The idea of creating work for the people was pursued by both Labour and Tory administrations following the Second World War.
There was sound reasoning behind the strategy: the more people in work, the more tax revenues accrued to the Treasury and the lower government-spend on welfare.
Socially, full employment meant people knew the dignity of work. Parents were able to support their families. Children saw positive role-models in the immediate family. Taxes were re-invested in local communities through the building of social housing, healthcare facilities, libraries, sports pitches and leisure complexes.

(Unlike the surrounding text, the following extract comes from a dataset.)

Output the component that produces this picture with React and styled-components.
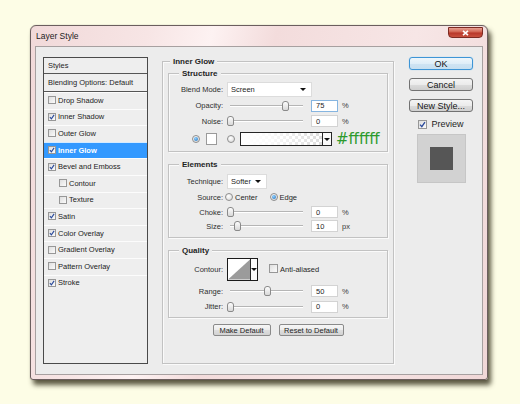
import React from 'react';
import styled, { createGlobalStyle } from 'styled-components';

const GlobalStyle = createGlobalStyle`
  html, body { margin: 0; padding: 0; }
  body {
    background: #fdfde6;
    font-family: 'Liberation Sans', Arial, sans-serif;
    color: #262626;
  }
`;

const Page = styled.div`
  width: 520px;
  height: 404px;
  box-sizing: border-box;
  padding: 25px 0 0 30px;
  background: #fdfde6;
`;

const Window = styled.div`
  width: 458px;
  height: 355px;
  box-sizing: border-box;
  display: flex;
  flex-direction: column;
  padding: 0 4px 4px;
  border: 1px solid #6b5e5e;
  border-radius: 6px 6px 3px 3px;
  background: linear-gradient(103deg, #f1d9d9 0%, #f7e5e5 22%, #fdf2f2 34%, #f3dcdc 46%, #f7e6e6 72%, #f0d7d7 100%);
  box-shadow: 3px 5px 5px rgba(48, 44, 22, 0.78), 0 0 1px rgba(0, 0, 0, 0.4);
`;

const TitleBar = styled.div`
  height: 20px;
  display: flex;
  justify-content: space-between;
`;

const Title = styled.span`
  align-self: center;
  padding-left: 1px;
  font-size: 8.5px;
  color: #1c1c1c;
`;

const CloseButton = styled.div`
  width: 35px;
  height: 11px;
  margin-top: 1px;
  box-sizing: border-box;
  display: flex;
  align-items: center;
  justify-content: center;
  border: 1px solid #7d2a22;
  border-radius: 0 0 4px 4px;
  background: linear-gradient(#e7a193 0%, #d0614f 45%, #b8372a 55%, #c9513f 100%);
`;

const Panel = styled.div`
  flex: 1;
  display: flex;
  align-items: flex-start;
  padding: 10px 0 0 7px;
  border: 1px solid #a7a0a0;
  background: #ececec;
`;

/* ---- left list ---- */

const StylesList = styled.div`
  width: 105px;
  height: 307px;
  box-sizing: border-box;
  border: 1px solid #4a4a4a;
  background: #eeeeee;
  font-size: 7.5px;
`;

const HeadRow = styled.div`
  height: ${p => p.$h}px;
  display: flex;
  align-items: center;
  padding-left: 4px;
  border-bottom: 1px solid #555;
  color: #1e1e1e;
`;

const EffectRow = styled.div`
  height: 16.6px;
  box-sizing: border-box;
  display: flex;
  align-items: center;
  gap: 2px;
  padding-left: ${p => (p.$indent ? 15 : 4)}px;
  background: ${p => (p.$active ? '#3399ff' : 'transparent')};
  color: ${p => (p.$active ? '#fff' : '#222')};
  font-weight: ${p => (p.$active ? 'bold' : 'normal')};
  box-shadow: inset 0 1px 0 rgba(255, 255, 255, 0.8);
`;

const Box = styled.span`
  width: ${p => p.$size}px;
  height: ${p => p.$size}px;
  flex-shrink: 0;
  box-sizing: border-box;
  display: inline-flex;
  align-items: center;
  justify-content: center;
  border: 1px solid #979797;
  background: linear-gradient(135deg, #dedede, #fbfbfb);
`;

const Checkbox = ({ checked, size = 8 }) => (
  <Box $size={size}>
    {checked && (
      <svg width={size - 2} height={size - 2} viewBox="0 0 8 8">
        <path d="M1.2 4.2 L3.2 6.4 L6.8 1.2" fill="none" stroke="#2a4a9c" strokeWidth="1.5" />
      </svg>
    )}
  </Box>
);

/* ---- middle groups ---- */

const MainGroup = styled.fieldset`
  width: 232px;
  height: 307px;
  margin: 0 0 0 14px;
  padding: 3px 5px 0;
  box-sizing: border-box;
  min-width: 0;
  border: 1px solid #c2c2c2;
  box-shadow: 1px 1px 0 #fafafa, inset 1px 1px 0 #fafafa;
`;

const SubGroup = styled.fieldset`
  margin: ${p => p.$mt || 0}px 0 0;
  padding: ${p => p.$pt}px 0 ${p => p.$pb}px;
  min-width: 0;
  border: 1px solid #c2c2c2;
  box-shadow: 1px 1px 0 #fafafa, inset 1px 1px 0 #fafafa;
`;

const Legend = styled.legend`
  margin-left: ${p => p.$ml}px;
  padding: 0 3px;
  line-height: 9px;
  font-size: 8px;
  font-weight: bold;
  color: #1f1f1f;
  background: #ececec;
`;

const Row = styled.div`
  height: ${p => p.$h}px;
  display: flex;
  align-items: center;
  padding-left: ${p => p.$pl || 0}px;
  font-size: 7.5px;
`;

const Label = styled.span`
  width: 54px;
  margin-right: 4px;
  flex-shrink: 0;
  text-align: right;
  color: #2e2e2e;
`;

const Select = styled.div`
  width: ${p => p.$w}px;
  height: 15px;
  box-sizing: border-box;
  display: flex;
  align-items: center;
  justify-content: space-between;
  padding: 0 5px 0 3px;
  border: 1px solid #dcdcdc;
  background: #fff;
`;

const Arrow = styled.span`
  width: 0;
  height: 0;
  border-left: 3px solid transparent;
  border-right: 3px solid transparent;
  border-top: 3px solid #111;
`;

const Track = styled.div`
  position: relative;
  width: 73px;
  height: 2px;
  margin-left: 3px;
  box-sizing: border-box;
  border-top: 1px solid #b5b5b5;
  border-bottom: 1px solid #fff;
`;

const Thumb = styled.span`
  position: absolute;
  top: -5px;
  width: 5px;
  height: 8px;
  margin-left: -3px;
  border: 1px solid #8a8a8a;
  border-radius: 3px 3px 2px 2px;
  background: linear-gradient(#fdfdfd, #d8d8d8);
`;

const Field = styled.span`
  width: 27px;
  height: 12px;
  margin-left: 8px;
  box-sizing: border-box;
  display: flex;
  align-items: center;
  padding-left: 4px;
  border: 1px solid ${p => (p.$focus ? '#86b5e0' : '#d3d3d3')};
  background: #fff;
`;

const Unit = styled.span`
  margin-left: 4px;
  color: #3a3a3a;
`;

const Slider = ({ label, value, pos, unit = '%', focus }) => (
  <>
    <Label>{label}</Label>
    <Track>
      <Thumb style={{ left: `${pos}%` }} />
    </Track>
    <Field $focus={focus}>{value}</Field>
    <Unit>{unit}</Unit>
  </>
);

const Radio = styled.span`
  width: 8px;
  height: 8px;
  margin-left: ${p => p.$ml || 0}px;
  flex-shrink: 0;
  box-sizing: border-box;
  display: inline-flex;
  align-items: center;
  justify-content: center;
  border: 1px solid #8e8e8e;
  border-radius: 50%;
  background: radial-gradient(circle at 40% 35%, #fff, #d6d6d6);
  &::after {
    content: '';
    display: ${p => (p.$on ? 'block' : 'none')};
    width: 4px;
    height: 4px;
    border-radius: 50%;
    background: radial-gradient(circle at 40% 35%, #8fd0ff, #1c6cb8);
  }
`;

const Text = styled.span`
  margin-left: ${p => p.$ml || 0}px;
`;

const Swatch = styled.span`
  width: 11px;
  height: 12px;
  margin-left: 6px;
  box-sizing: border-box;
  border: 1px solid #9a9a9a;
  background: #fff;
`;

const GradientPicker = styled.div`
  width: 92px;
  height: 14px;
  margin-left: 5px;
  box-sizing: border-box;
  display: flex;
  border: 1px solid #262626;
`;

const GradientFill = styled.span`
  flex: 1;
  background:
    linear-gradient(to right, #fff 0%, rgba(255, 255, 255, 0.85) 35%, rgba(255, 255, 255, 0) 100%),
    repeating-conic-gradient(#dcdcdc 0 25%, #fff 0 50%) 0 0 / 6px 6px;
`;

const PickerButton = styled.span`
  width: ${p => p.$w}px;
  display: flex;
  align-items: center;
  justify-content: center;
  border-left: 1px solid #262626;
  background: #fafafa;
`;

const Hex = styled.span`
  margin-left: 4px;
  font-family: 'DejaVu Sans', sans-serif;
  font-size: 15px;
  line-height: 1;
  color: #2c9a2c;
`;

const ContourPicker = styled.div`
  width: 31px;
  height: 23px;
  box-sizing: border-box;
  display: flex;
  border: 1px solid #1a1a1a;
  background: #fff;
`;

const ButtonRow = styled.div`
  display: flex;
  justify-content: center;
  gap: 8px;
  margin-top: 6px;
`;

const SmallButton = styled.button`
  width: ${p => p.$w}px;
  height: 12px;
  padding: 0;
  border: 1px solid #8a8a8a;
  border-radius: 2px;
  background: linear-gradient(#f6f6f6 0%, #ececec 50%, #dedede 51%, #d2d2d2 100%);
  font-family: inherit;
  font-size: 7.5px;
  color: #1e1e1e;
`;

/* ---- right column ---- */

const Actions = styled.div`
  width: 64px;
  margin-left: 15px;
  display: flex;
  flex-direction: column;
  align-items: center;
  gap: 8px;
`;

const DialogButton = styled.button`
  width: 64px;
  height: 13px;
  padding: 0;
  border: 1px solid ${p => (p.$primary ? '#3d95d6' : '#727272')};
  border-radius: 3px;
  background: ${p =>
    p.$primary
      ? 'linear-gradient(#eef6fb 0%, #dfeef8 50%, #cfe4f3 51%, #c6dff0 100%)'
      : 'linear-gradient(#f4f4f4 0%, #ebebeb 50%, #dcdcdc 51%, #cfcfcf 100%)'};
  box-shadow: ${p => (p.$primary ? '0 0 1px #7cc4f5' : 'none')};
  font-family: inherit;
  font-size: 9px;
  color: #151515;
`;

const PreviewToggle = styled.div`
  height: 16px;
  margin-top: -4px;
  display: flex;
  align-items: center;
  gap: 4px;
  font-size: 9px;
  color: #1e1e1e;
`;

const PreviewSwatch = styled.div`
  width: 49px;
  height: 49px;
  margin-top: -6px;
  box-sizing: border-box;
  display: flex;
  align-items: center;
  justify-content: center;
  border: 1px solid #c6c6c6;
  background: #d2d2d2;
`;

const PreviewSquare = styled.span`
  width: 23px;
  height: 23px;
  background: #565656;
`;

const effects = [
  { name: 'Drop Shadow', on: false },
  { name: 'Inner Shadow', on: true },
  { name: 'Outer Glow', on: false },
  { name: 'Inner Glow', on: true, active: true },
  { name: 'Bevel and Emboss', on: true },
  { name: 'Contour', on: false, indent: true },
  { name: 'Texture', on: false, indent: true },
  { name: 'Satin', on: true },
  { name: 'Color Overlay', on: true },
  { name: 'Gradient Overlay', on: false },
  { name: 'Pattern Overlay', on: false },
  { name: 'Stroke', on: true },
];

export default function App() {
  return (
    <Page>
      <GlobalStyle />
      <Window>
        <TitleBar>
          <Title>Layer Style</Title>
          <CloseButton>
            <svg width="7" height="6" viewBox="0 0 7 6">
              <path d="M1 0.8 L6 5.2 M6 0.8 L1 5.2" stroke="#fff" strokeWidth="1.6" />
            </svg>
          </CloseButton>
        </TitleBar>

        <Panel>
          <StylesList>
            <HeadRow $h={15}>Styles</HeadRow>
            <HeadRow $h={17}>Blending Options: Default</HeadRow>
            {effects.map(e => (
              <EffectRow key={e.name} $indent={e.indent} $active={e.active}>
                <Checkbox checked={e.on} />
                {e.name}
              </EffectRow>
            ))}
          </StylesList>

          <MainGroup>
            <Legend $ml={2}>Inner Glow</Legend>

            <SubGroup $pt={3} $pb={1}>
              <Legend $ml={10}>Structure</Legend>
              <Row $h={16}>
                <Label>Blend Mode:</Label>
                <Select $w={85}>Screen<Arrow /></Select>
              </Row>
              <Row $h={17}>
                <Slider label="Opacity:" value="75" pos={75} focus />
              </Row>
              <Row $h={14}>
                <Slider label="Noise:" value="0" pos={0} />
              </Row>
              <Row $h={22} $pl={23}>
                <Radio $on />
                <Swatch />
                <Radio $ml={10} />
                <GradientPicker>
                  <GradientFill />
                  <PickerButton $w={8}><Arrow /></PickerButton>
                </GradientPicker>
                <Hex>#ffffff</Hex>
              </Row>
            </SubGroup>

            <SubGroup $mt={8} $pt={4} $pb={4}>
              <Legend $ml={10}>Elements</Legend>
              <Row $h={16}>
                <Label>Technique:</Label>
                <Select $w={40}>Softer<Arrow /></Select>
              </Row>
              <Row $h={16}>
                <Label>Source:</Label>
                <Radio $ml={-2} />
                <Text $ml={2}>Center</Text>
                <Radio $ml={12} $on />
                <Text $ml={2}>Edge</Text>
              </Row>
              <Row $h={14}>
                <Slider label="Choke:" value="0" pos={0} />
              </Row>
              <Row $h={14}>
                <Slider label="Size:" value="10" pos={10} unit="px" />
              </Row>
            </SubGroup>

            <SubGroup $mt={8} $pt={3} $pb={5}>
              <Legend $ml={10}>Quality</Legend>
              <Row $h={23}>
                <Label>Contour:</Label>
                <ContourPicker>
                  <svg width="23" height="21" viewBox="0 0 23 21">
                    <polygon points="0,21 23,0 23,21" fill="#9b9b9b" />
                  </svg>
                  <PickerButton $w={6}><Arrow /></PickerButton>
                </ContourPicker>
                <Text $ml={11}><Checkbox size={9} /></Text>
                <Text $ml={2}>Anti-aliased</Text>
              </Row>
              <Row $h={20}>
                <Slider label="Range:" value="50" pos={50} />
              </Row>
              <Row $h={11}>
                <Slider label="Jitter:" value="0" pos={0} />
              </Row>
            </SubGroup>

            <ButtonRow>
              <SmallButton $w={58}>Make Default</SmallButton>
              <SmallButton $w={65}>Reset to Default</SmallButton>
            </ButtonRow>
          </MainGroup>

          <Actions>
            <DialogButton $primary>OK</DialogButton>
            <DialogButton>Cancel</DialogButton>
            <DialogButton>New Style...</DialogButton>
            <PreviewToggle>
              <Checkbox checked size={9} />
              Preview
            </PreviewToggle>
            <PreviewSwatch>
              <PreviewSquare />
            </PreviewSwatch>
          </Actions>
        </Panel>
      </Window>
    </Page>
  );
}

With full employment, children grew up with hope and opportunity. Everyone had the prospect of securing work, earning a living and playing a positive role in society. However, the ‘post-war consensus’ on full-employment was shattered in 1979 with the election of a Tory Government led by Margaret Thatcher.
Expendable
In recent years a number of right-wing, revisionist writers have tried to portray Thatcher as a visionary who pulled the country up by its boot-straps, taking-on and defeating trade unions that, in Thatcher’s opinion, had been hellbent on crippling industry (apparently in some plot orchestrated in the Soviet Union).
The reality was very different. Margaret Thatcher and her Tory Government advanced the twin ideas of global capitalism and the unfettered free-market.

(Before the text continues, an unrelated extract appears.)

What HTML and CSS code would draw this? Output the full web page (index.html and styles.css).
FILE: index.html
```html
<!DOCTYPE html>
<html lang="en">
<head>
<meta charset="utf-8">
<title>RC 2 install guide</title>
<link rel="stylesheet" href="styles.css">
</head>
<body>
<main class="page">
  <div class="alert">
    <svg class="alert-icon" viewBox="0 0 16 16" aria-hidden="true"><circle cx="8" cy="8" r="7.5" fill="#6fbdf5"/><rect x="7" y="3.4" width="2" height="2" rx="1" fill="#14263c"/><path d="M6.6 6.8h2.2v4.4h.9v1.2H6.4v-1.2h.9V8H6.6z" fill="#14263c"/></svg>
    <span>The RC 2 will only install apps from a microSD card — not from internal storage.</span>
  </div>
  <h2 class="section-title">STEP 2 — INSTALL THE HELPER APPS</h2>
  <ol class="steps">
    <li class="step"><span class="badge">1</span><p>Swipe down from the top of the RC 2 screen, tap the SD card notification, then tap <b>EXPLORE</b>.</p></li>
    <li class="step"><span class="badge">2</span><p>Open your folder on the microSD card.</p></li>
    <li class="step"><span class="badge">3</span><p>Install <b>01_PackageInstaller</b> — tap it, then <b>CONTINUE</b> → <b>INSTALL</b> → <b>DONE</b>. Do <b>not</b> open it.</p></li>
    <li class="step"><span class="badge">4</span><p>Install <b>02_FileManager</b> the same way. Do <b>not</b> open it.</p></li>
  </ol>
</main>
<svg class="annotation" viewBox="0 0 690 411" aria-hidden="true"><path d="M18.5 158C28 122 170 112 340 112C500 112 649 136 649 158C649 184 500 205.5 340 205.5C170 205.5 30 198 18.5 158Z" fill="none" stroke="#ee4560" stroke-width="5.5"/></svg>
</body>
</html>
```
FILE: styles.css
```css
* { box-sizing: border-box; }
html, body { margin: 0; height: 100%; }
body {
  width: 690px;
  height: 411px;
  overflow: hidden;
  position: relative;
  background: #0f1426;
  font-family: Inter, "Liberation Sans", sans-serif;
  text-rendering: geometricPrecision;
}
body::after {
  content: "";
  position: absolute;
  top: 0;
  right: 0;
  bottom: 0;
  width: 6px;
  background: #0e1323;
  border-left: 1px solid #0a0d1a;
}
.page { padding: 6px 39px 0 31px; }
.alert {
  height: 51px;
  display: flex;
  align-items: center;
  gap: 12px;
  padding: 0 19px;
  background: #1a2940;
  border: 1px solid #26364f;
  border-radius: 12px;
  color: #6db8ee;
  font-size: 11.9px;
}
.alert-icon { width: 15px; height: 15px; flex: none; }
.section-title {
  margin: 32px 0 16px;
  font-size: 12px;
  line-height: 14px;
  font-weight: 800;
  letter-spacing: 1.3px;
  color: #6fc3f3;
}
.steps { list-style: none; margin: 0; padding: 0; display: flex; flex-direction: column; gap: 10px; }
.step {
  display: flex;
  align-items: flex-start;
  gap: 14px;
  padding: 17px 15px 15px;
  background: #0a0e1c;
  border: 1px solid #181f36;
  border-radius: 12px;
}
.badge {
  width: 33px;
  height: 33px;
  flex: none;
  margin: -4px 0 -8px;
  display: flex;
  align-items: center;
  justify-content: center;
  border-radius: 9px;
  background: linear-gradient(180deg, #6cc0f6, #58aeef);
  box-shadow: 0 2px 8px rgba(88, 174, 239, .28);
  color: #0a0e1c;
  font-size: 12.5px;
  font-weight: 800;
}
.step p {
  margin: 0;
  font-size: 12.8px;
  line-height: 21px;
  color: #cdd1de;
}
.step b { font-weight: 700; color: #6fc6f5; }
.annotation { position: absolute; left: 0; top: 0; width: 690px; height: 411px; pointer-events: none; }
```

To Thatcher, there was no such thing as society, people were expendable: all that mattered was allowing a small Tory-voting elite to make as much money as possible.
Taxes on the rich were slashed, publicly-owned utilities – gas, electricity, telecoms, transport – were sold-off to private investors looking for a quick profit, and supposedly uneconomic heavy industries were closed. The economic and social devastation we are currently enduring was started in the 1980s by the Tory Government of Margaret Thatcher.
The policies of Thatcher closed viable coal mines, steel manufacturing plants, textile factories and shipbuilding yards, with millions of workers thrown onto the scrapheap. Industrial action taken in attempts to save workplaces that often provided employment for entire communities were ruthlessly smashed by draconian anti-tradeunion laws.
When greedy bosses closed factories in Britain, shipping work to low-wage, sweat-shop economies in developing countries, a compliant right-wing media portrayed this as ‘good news’ about British companies expanding overseas.
Thirty-years of unfettered freemarket capitalism, where the profits of multi-national corporations have been put before the interests of the people, has created today’s reality of soaring unemployment, increasing levels of poverty and deprivation, and a generation of young people robbed of hope and opportunity. Yet, according to the British Unionist partners of Tory, Labour and Liberal Democrat, this is as good as it gets for Scotland.
Different approach
The Better Together campaign tells us we should reject independence and, instead, we should simply allow Westminster-based Tory Governments to continue destroying Scottish industries, Scottish jobs, Scottish hopes, Scottish aspirations and Scottish lives.
With independence we can embrace a very different approach to running our own country.
With socialist policies in an independent Scotland we can once again invest in creating jobs: a shipbuilding industry that doesn’t have to rely on making warships; aircraft manufacturing could be revived, bringing with it the broad spectrum of well-paid, high skilled jobs; a free public transport system would require buses, trains, ships made in Scotland; engineering projects – railways, roads, bridges, buildings; the construction of social housing, to name just a few employment sectors that could once again thrive, providing employment for university graduates, skilled tradespeople, unskilled workers and apprentices.
In an independent, socialist Scotland we can put the interests of Scots before the profits of multinational corporations and venture capitalists. In an independent, socialist Scotland we can once again deliver a society that provides the dignity of work for all of our citizens, and restores hope and opportunity to all of our young people.